The female comic who blazed new trails in stand-up
Long before Joan Rivers, Phyllis Diller, and Lily Tomlin took to the stage, Jean Carroll was one of the first female stand-up comedians to become a household name. She appeared frequently on The Ed Sullivan Show and, for one season in the 1950s, on her own ABC sitcom.

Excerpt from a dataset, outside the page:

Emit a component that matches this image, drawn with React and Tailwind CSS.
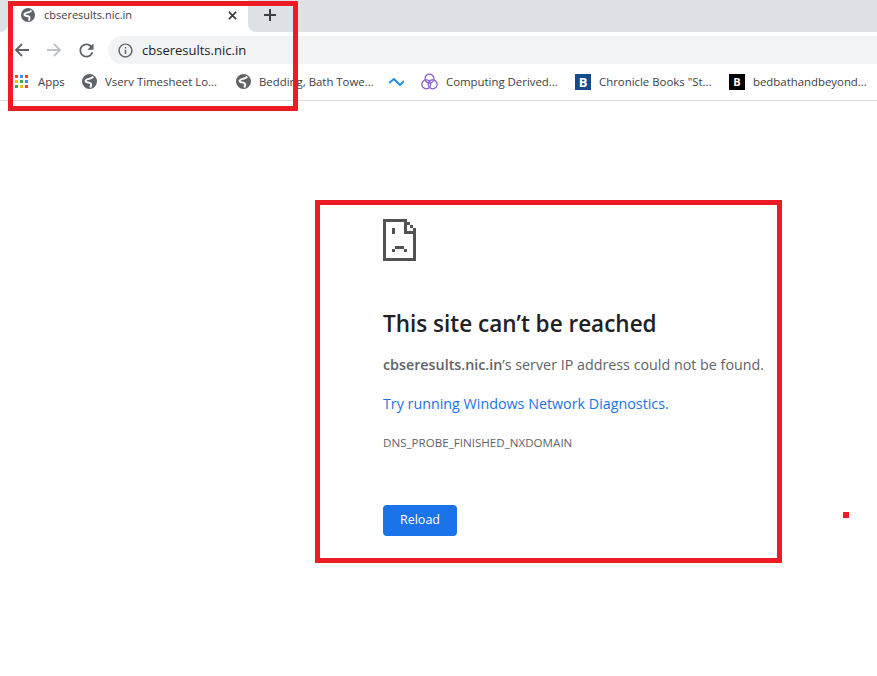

In her day, “the world of comedy was thought to be no fit place for a woman,” said The New York Times. Although such funny women as Minnie Pearl and Fanny Brice had preceded her, Carroll stood out because she based her routines on her personal life, and much of her material was racy by the standards of the day. Born Celine Zeigman, in Paris, she grew up in the Bronx, N.Y., and toured vaudeville as a teenager, perfecting her persona after World War II. “Extremely attractive, Carroll appeared alone onstage in a shimmering evening dress, dripping diamonds and mink,” delivering monologues about her husband and kids. “The thing that attracted me to my husband was his pride,” she would say. “I’ll never forget the first time I saw him, standing up on a hill, his hair blowing in the breeze—and he [was] too proud to run and get it.” She also did not shy away from ethnic humor. “I’ve always been proud of the Jews, but never so proud as tonight,” she once told a benefit for the United Jewish Appeal. “Because tonight I wish I had my old nose back.”
In one popular routine, she called her daughter “a hippie with the dirty sneakers and dirty blue jeans—but why a beard?” She said later, “I made her shave it, but I let her keep the mustache.”